Let $a_1,\ldots,a_n, A$ be positive real numbers and $k$ a positive integer. Is this correct? If we have $$\sum_{i=1}^n\ln\left(1+a_i\right)\geq k\ln\left(1+A/k\right),$$ and $$\sum_{i=1}^na_i\leq A,$$ then $$n=k,$$ and $$a_i=A/k.$$
If it is not correct, how can I choose the right hand side of the first inequality to make it correct?
Try some examples. Let's say $k=1$. The first inequality says $\sum_{i=1}^n \ln(1+a_i) \ge \ln(1+A)$, or $\prod_{i=1}^n (1+a_i) \ge 1 + A$, the second says $\sum_{i=1}^n a_i \le A$. As long as $\prod_{i=1}^n (1+a_i) \ge 1 + \sum_{i=1}^n a_i$, there will be some $A$ that makes this true. But in fact that's always true if all $a_i > 0$, because when you expand out the product the terms on the right side will all appear, together with some other positive terms.

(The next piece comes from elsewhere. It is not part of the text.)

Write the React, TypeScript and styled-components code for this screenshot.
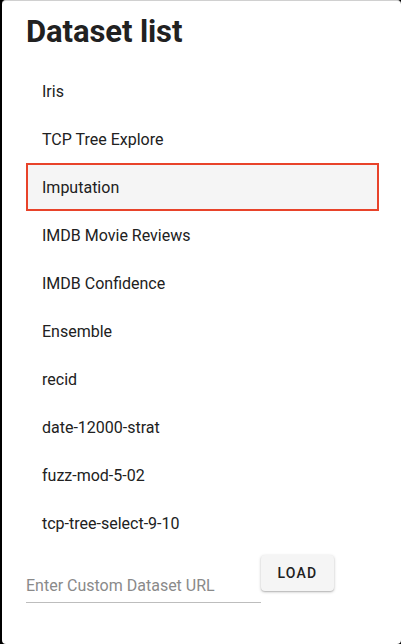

Again, let's say $a_i = t b_i$ and $A = \sum_{i=1}^n a_i = t \sum_{i=1}^n b_i $. Exponentiating the first inequality gives us $$\prod_{i=1}^n (1 + t b_i) \ge \left(1 + (t/k) \sum_{i=1}^n b_i\right)^k$$ As polynomials in $t$, the left side has degree $n$ and the right side has degree $k$. If $n > k$, for any positive $b_i$ this will always be true if $t$ is large enough.